ドーデー『最後の授業』

この話が教科書からなくなったのは、アルザス地方の言語状況に事実誤認があったからでした。アルザス・ロレーヌは実際にはドイツ文化圏であったということです。フランス語はいわば強制的に教えられていたということですね。したがって、母語(なぜ田中氏は母国語ではなく母語という言葉を使っているのでしょうか?) としてのフランス語を奪われるという悲しさは、アルザスにおいてそれほど現実的だったとは言えない。ドーデー自身も非常な愛国者で、ドイツに対抗するためのナショナリズムの高揚を目的に、このような小説を書いたのだろう。彼の息子レオンは、1899年から第二次世界大戦にかけて アクシオン=フランセーズという右翼団体を結成していた。でもアメル先生の言葉は普遍的な正しさをもっているように思われる。

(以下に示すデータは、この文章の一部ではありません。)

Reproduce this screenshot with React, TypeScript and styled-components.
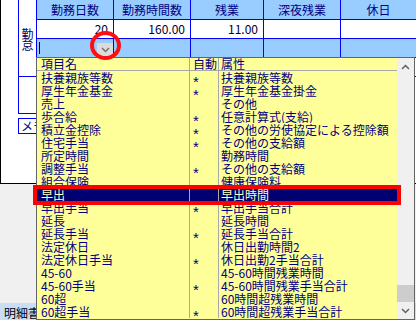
import React from "react";
import styled, { createGlobalStyle } from "styled-components";

// Global

const GlobalStyle = createGlobalStyle`
  html, body {
    margin: 0;
    padding: 0;
  }
  body {
    background: #f0f0f0;
    font-family: "Noto Sans CJK JP", "DejaVu Sans", sans-serif;
    font-size: 12px;
  }
`;

// Data

type Item = [string, boolean, string];

const items: Item[] = [
  ["扶養親族等数", true, "扶養親族等数"],
  ["厚生年金基金", true, "厚生年金基金掛金"],
  ["売上", false, "その他"],
  ["歩合給", true, "任意計算式(支給)"],
  ["積立金控除", true, "その他の労使協定による控除額"],
  ["住宅手当", true, "その他の支給額"],
  ["所定時間", false, "勤務時間"],
  ["調整手当", true, "その他の支給額"],
  ["組合保険", false, "健康保険料"],
  ["早出", false, "早出時間"],
  ["早出手当", true, "早出手当合計"],
  ["延長", false, "延長時間"],
  ["延長手当", true, "延長手当合計"],
  ["法定休日", false, "休日出勤時間2"],
  ["法定休日手当", true, "休日出勤2手当合計"],
  ["45-60", false, "45-60時間残業時間"],
  ["45-60手当", true, "45-60時間残業手当合計"],
  ["60超", false, "60時間超残業時間"],
  ["60超手当", true, "60時間超残業手当合計"],
];

const SELECTED = 9;

const headers = ["勤務日数", "勤務時間数", "残業", "深夜残業", "休日"];
const values = ["20", "160.00", "11.00", "", ""];

// Styles

const Screen = styled.div`
  position: relative;
  width: 416px;
  height: 320px;
  overflow: hidden;
  display: flex;
  flex-direction: column;
  background: #f0f0f0;
`;

const FormPanel = styled.div`
  height: 184px;
  flex-shrink: 0;
  box-sizing: border-box;
  background: #fff;
  border-left: 1px solid #000;
  border-bottom: 1px solid #000;
  display: flex;
`;

const Gutter = styled.div`
  width: 17px;
  flex-shrink: 0;
`;

const Section = styled.div`
  display: flex;
  flex-direction: column;
`;

const AttendanceGrid = styled.div`
  width: 399px;
  box-sizing: border-box;
  display: grid;
  grid-template-columns: 17px 76px 76px 72px 76px 1fr;
  grid-template-rows: 19px 18px 18px 18px;
  gap: 1px;
  background: #0000ff;
  border: 1px solid #0000ff;
  border-top: none;
`;

const LabelCell = styled.div`
  grid-row: 1 / span 4;
  background: #fff;
  color: #000060;
  display: flex;
  flex-direction: column;
  align-items: center;
  justify-content: center;
  line-height: 11px;
  padding-top: 1px;
`;

const HeadCell = styled.div`
  background: #99ccff;
  color: #000080;
  text-align: center;
  line-height: 19px;
`;

const ValueCell = styled.div`
  background: #fff;
  color: #000030;
  text-align: right;
  padding-right: 5px;
  line-height: 18px;
`;

const InputCell = styled.div<{ $blank?: boolean }>`
  background: ${(p) => (p.$blank ? "#fff" : "#99ccff")};
`;

const ComboCell = styled.div`
  background: #99ccff;
  display: flex;
  align-items: center;
  justify-content: space-between;
`;

const Caret = styled.span`
  width: 1px;
  height: 12px;
  margin-left: 2px;
  background: #000;
`;

const DropButton = styled.div`
  width: 16px;
  height: 13px;
  align-self: flex-end;
  margin-bottom: 1px;
  background: #dcdcdc;
  display: flex;
  align-items: center;
  justify-content: center;
`;

const SubBox = styled.div`
  width: 19px;
  height: 37px;
  box-sizing: border-box;
  border: 1px solid #0000ff;
  border-top: none;
`;

const MemoBox = styled.div`
  margin-top: 4px;
  width: 70px;
  height: 16px;
  box-sizing: border-box;
  border: 1px solid #0000ff;
  padding-left: 2px;
  color: #000080;
  line-height: 14px;
`;

const Filler = styled.div`
  flex: 1;
`;

const TabStrip = styled.div`
  height: 17px;
  flex-shrink: 0;
  background: #c9def5;
  padding-left: 4px;
  line-height: 19px;
  color: #000;
`;

const Dropdown = styled.div`
  position: absolute;
  left: 36px;
  top: 57px;
  width: 379px;
  height: 263px;
  box-sizing: border-box;
  border: 1px solid #646464;
  background: #ffff99;
  display: flex;
`;

const ItemList = styled.div`
  flex: 1;
  display: flex;
  flex-direction: column;
  color: #000080;
`;

const ListRow = styled.div<{ $header?: boolean; $selected?: boolean }>`
  display: grid;
  grid-template-columns: 153px 29px 1fr;
  height: 13px;
  box-sizing: border-box;
  line-height: ${(p) => (p.$header ? "12px" : "13px")};
  white-space: nowrap;
  background: ${(p) => (p.$selected ? "#000070" : "transparent")};
  color: ${(p) => (p.$selected ? "#ffffc8" : "#000080")};
  border-bottom: ${(p) => (p.$header ? "1px solid #a8a8a8" : "none")};
`;

const ListCell = styled.div<{ $pad: number; $last?: boolean }>`
  padding-left: ${(p) => p.$pad}px;
  border-right: ${(p) => (p.$last ? "none" : "1px solid #a8a8a8")};
  overflow: hidden;
`;

const AutoMark = styled.span`
  font-family: "Liberation Sans", sans-serif;
  font-size: 15px;
  display: inline-block;
  vertical-align: -4px;
`;

const Scrollbar = styled.div`
  width: 17px;
  flex-shrink: 0;
  background: #f0f0f0;
  display: flex;
  flex-direction: column;
`;

const ArrowButton = styled.div`
  height: 17px;
  display: flex;
  align-items: center;
  justify-content: center;
`;

const Track = styled.div`
  flex: 1;
  display: flex;
  flex-direction: column;
  justify-content: flex-end;
`;

const Thumb = styled.div`
  height: 17px;
  background: #cdcdcd;
`;

const RowMark = styled.div`
  position: absolute;
  left: 33px;
  top: 185px;
  width: 368px;
  height: 20px;
  box-sizing: border-box;
  border: 4px solid #ff0000;
`;

const ButtonMark = styled.div`
  position: absolute;
  left: 90px;
  top: 31px;
  width: 31px;
  height: 29px;
  box-sizing: border-box;
  border: 4px solid #ff1010;
  border-radius: 50%;
`;

// Icons

const Chevron: React.FC<{ up?: boolean; color?: string }> = ({ up, color = "#606060" }) => (
  <svg width="9" height="6" viewBox="0 0 9 6">
    <polyline
      points={up ? "1,5 4.5,1.5 8,5" : "1,1 4.5,4.5 8,1"}
      fill="none"
      stroke={color}
      strokeWidth="1.5"
    />
  </svg>
);

// Component

const App: React.FC = () => {
  return (
    <>
      <GlobalStyle />
      <Screen>
        <FormPanel>
          <Gutter />
          <Section>
            <AttendanceGrid>
              <LabelCell>
                <span>勤</span>
                <span>怠</span>
              </LabelCell>
              {headers.map((h) => (
                <HeadCell key={h}>{h}</HeadCell>
              ))}
              {values.map((v, i) => (
                <ValueCell key={i}>{v}</ValueCell>
              ))}
              <ComboCell>
                <Caret />
                <DropButton>
                  <Chevron color="#707070" />
                </DropButton>
              </ComboCell>
              {[1, 2, 3, 4].map((i) => (
                <InputCell key={i} />
              ))}
              {[0, 1, 2, 3, 4].map((i) => (
                <InputCell key={"b" + i} $blank />
              ))}
            </AttendanceGrid>
            <SubBox />
            <MemoBox>メモ</MemoBox>
          </Section>
        </FormPanel>
        <Filler />
        <TabStrip>明細書</TabStrip>

        <Dropdown>
          <ItemList>
            <ListRow $header>
              <ListCell $pad={4}>項目名</ListCell>
              <ListCell $pad={3}>自動</ListCell>
              <ListCell $pad={2} $last>属性</ListCell>
            </ListRow>
            {items.map(([name, auto, attr], i) => (
              <ListRow key={name} $selected={i === SELECTED}>
                <ListCell $pad={4}>{name}</ListCell>
                <ListCell $pad={3}>{auto && <AutoMark>*</AutoMark>}</ListCell>
                <ListCell $pad={2} $last>{attr}</ListCell>
              </ListRow>
            ))}
          </ItemList>
          <Scrollbar>
            <ArrowButton>
              <Chevron up />
            </ArrowButton>
            <Track>
              <Thumb />
            </Track>
            <ArrowButton>
              <Chevron />
            </ArrowButton>
          </Scrollbar>
        </Dropdown>

        <RowMark />
        <ButtonMark />
      </Screen>
    </>
  );
};

export default App;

http://www005.upp.so-net.ne.jp/zep/sekaisi/jyugyou/france.htm
今知った衝撃の真実。「実際にはドイツ語圏だった」って……正反対だとおもっていた!事実と照らすと、すでにドイツ語で育っている子供たちに対してフランス語を教える、という授業ができなくなるという文脈だったのであった。単なる事実誤認やフィクションでもプロットとしては成立するけど、教育に使うにはややこしくなってしまうわな。